▶ _Written problem_
Will you write out the data exactly, excluding every picture?

▶ _Given information_
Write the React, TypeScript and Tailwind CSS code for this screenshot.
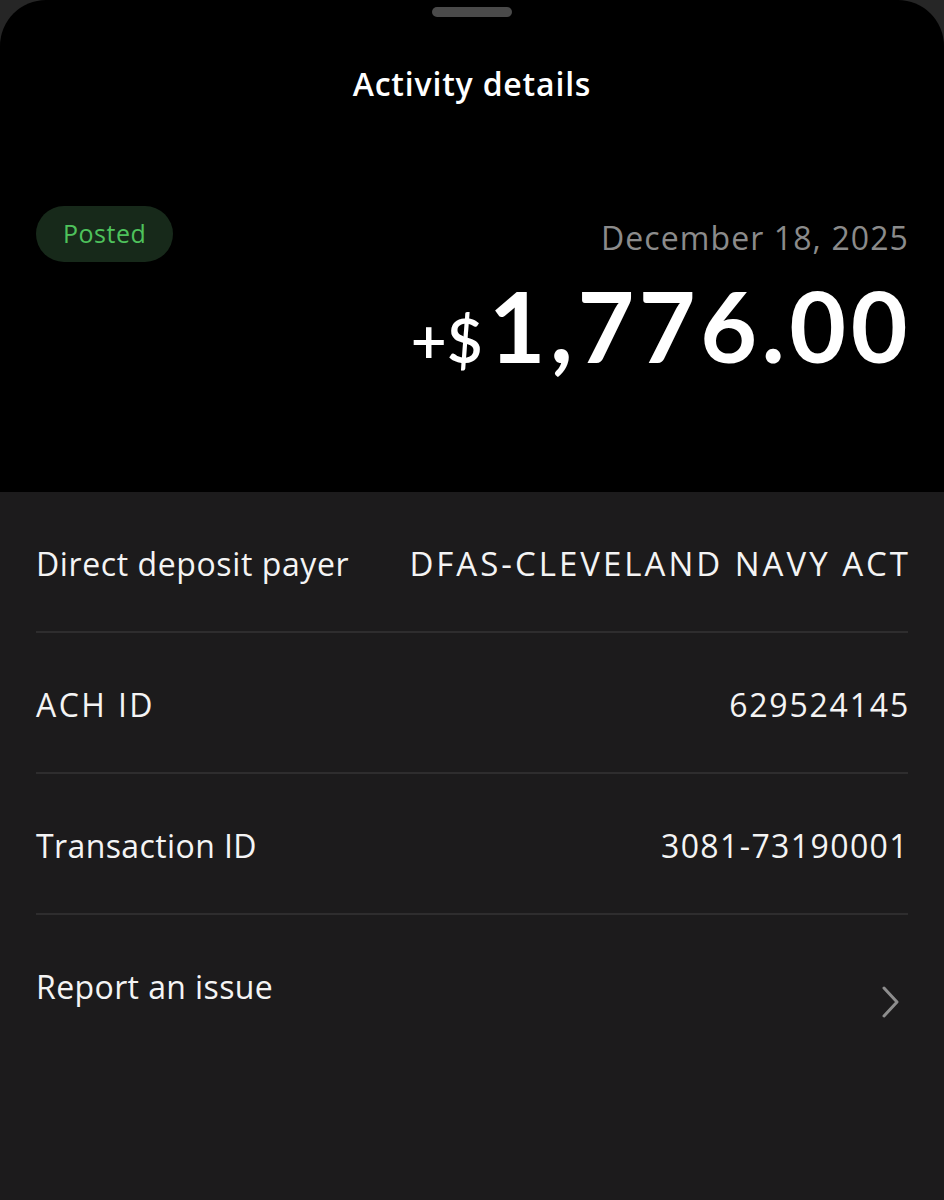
import React from "react";

const font = { fontFamily: "'Open Sans', Lato, sans-serif" };

function Row({
  label,
  value,
  labelCls = "tracking-[0.4px]",
  valueCls,
}: {
  label: string;
  value: string;
  labelCls?: string;
  valueCls: string;
}) {
  return (
    <div className="flex items-center justify-between h-[141px] border-b-2 border-[#2e2d2e]">
      <span className={"text-[32px] text-[#f4f4f4] leading-[40px] pt-[4px] " + labelCls}>{label}</span>
      <span className={"text-[#f4f4f4] leading-[40px] pt-[4px] " + valueCls}>{value}</span>
    </div>
  );
}

export default function App() {
  return (
    <div className="w-[944px] h-[1200px] bg-[#1c1b1c] overflow-hidden flex flex-col" style={font}>
      <div className="bg-[#262626]">
        <div className="bg-black rounded-t-[46px] h-[492px] flex flex-col">
          <div className="flex justify-center pt-[7px]">
            <div className="w-[80px] h-[10px] rounded-full bg-[#4a4a4a]" />
          </div>
          <div className="text-center mt-[47px] text-[32px] font-semibold text-white leading-[40px] tracking-[0.8px]">
            Activity details
          </div>
          <div className="flex justify-between items-start px-[36px] mt-[81px]">
            <div className="h-[56px] mt-[21px] px-[27px] rounded-full bg-[#17291a] flex items-center text-[25px] text-[#4ec25c] font-medium tracking-[0.5px]">
              Posted
            </div>
            <div className="flex flex-col items-end">
              <div className="text-[32px] text-[#8b8b8b] leading-[40px] mt-[33px] tracking-[1.1px] mr-[-1px]">December 18, 2025</div>
              <div className="flex items-baseline text-white font-bold leading-none mt-[18px]" style={{ fontFamily: "Lato, sans-serif" }}>
                <span className="text-[62px] mr-[6px] font-semibold">+$</span>
                <span className="text-[98px] tracking-[4.5px] mr-[-4px]">1,776.00</span>
              </div>
            </div>
          </div>
        </div>
      </div>
      <div className="px-[36px] flex flex-col">
        <Row
          label="Direct deposit payer"
          labelCls="tracking-[0.6px]"
          value="DFAS-CLEVELAND NAVY ACT"
          valueCls="text-[33px] tracking-[3px] mr-[-3px]"
        />
        <Row
          label="ACH ID"
          labelCls="tracking-[2.4px]"
          value="629524145"
          valueCls="text-[32px] tracking-[1.8px] mr-[-2px]"
        />
        <Row label="Transaction ID" value="3081-73190001" valueCls="text-[32px] tracking-[1.4px] mr-[-1px]" />
        <div className="flex items-start justify-between pt-[48px]">
          <span className="text-[32px] text-[#f4f4f4] tracking-[0.4px] leading-[40px] pt-[4px]">Report an issue</span>
          <svg width="22" height="34" viewBox="0 0 22 34" className="mt-[22px] mr-[6px]">
            <path d="M4 3 L17 17 L4 31" fill="none" stroke="#8d8d8d" strokeWidth="3" strokeLinecap="round" strokeLinejoin="round" />
          </svg>
        </div>
      </div>
    </div>
  );
}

▶ _Final result_
Write the React, TypeScript and Tailwind CSS code for this screenshot.
import React from "react";

const font = { fontFamily: "'Open Sans', Lato, sans-serif" };

function Row({
  label,
  value,
  labelCls = "tracking-[0.4px]",
  valueCls,
}: {
  label: string;
  value: string;
  labelCls?: string;
  valueCls: string;
}) {
  return (
    <div className="flex items-center justify-between h-[141px] border-b-2 border-[#2e2d2e]">
      <span className={"text-[32px] text-[#f4f4f4] leading-[40px] pt-[4px] " + labelCls}>{label}</span>
      <span className={"text-[#f4f4f4] leading-[40px] pt-[4px] " + valueCls}>{value}</span>
    </div>
  );
}

export default function App() {
  return (
    <div className="w-[944px] h-[1200px] bg-[#1c1b1c] overflow-hidden flex flex-col" style={font}>
      <div className="bg-[#262626]">
        <div className="bg-black rounded-t-[46px] h-[492px] flex flex-col">
          <div className="flex justify-center pt-[7px]">
            <div className="w-[80px] h-[10px] rounded-full bg-[#4a4a4a]" />
          </div>
          <div className="text-center mt-[47px] text-[32px] font-semibold text-white leading-[40px] tracking-[0.8px]">
            Activity details
          </div>
          <div className="flex justify-between items-start px-[36px] mt-[81px]">
            <div className="h-[56px] mt-[21px] px-[27px] rounded-full bg-[#17291a] flex items-center text-[25px] text-[#4ec25c] font-medium tracking-[0.5px]">
              Posted
            </div>
            <div className="flex flex-col items-end">
              <div className="text-[32px] text-[#8b8b8b] leading-[40px] mt-[33px] tracking-[1.1px] mr-[-1px]">December 18, 2025</div>
              <div className="flex items-baseline text-white font-bold leading-none mt-[18px]" style={{ fontFamily: "Lato, sans-serif" }}>
                <span className="text-[62px] mr-[6px] font-semibold">+$</span>
                <span className="text-[98px] tracking-[4.5px] mr-[-4px]">1,776.00</span>
              </div>
            </div>
          </div>
        </div>
      </div>
      <div className="px-[36px] flex flex-col">
        <Row
          label="Direct deposit payer"
          labelCls="tracking-[0.6px]"
          value="DFAS-CLEVELAND NAVY ACT"
          valueCls="text-[33px] tracking-[3px] mr-[-3px]"
        />
        <Row
          label="ACH ID"
          labelCls="tracking-[2.4px]"
          value="629524145"
          valueCls="text-[32px] tracking-[1.8px] mr-[-2px]"
        />
        <Row label="Transaction ID" value="3081-73190001" valueCls="text-[32px] tracking-[1.4px] mr-[-1px]" />
        <div className="flex items-start justify-between pt-[48px]">
          <span className="text-[32px] text-[#f4f4f4] tracking-[0.4px] leading-[40px] pt-[4px]">Report an issue</span>
          <svg width="22" height="34" viewBox="0 0 22 34" className="mt-[22px] mr-[6px]">
            <path d="M4 3 L17 17 L4 31" fill="none" stroke="#8d8d8d" strokeWidth="3" strokeLinecap="round" strokeLinejoin="round" />
          </svg>
        </div>
      </div>
    </div>
  );
}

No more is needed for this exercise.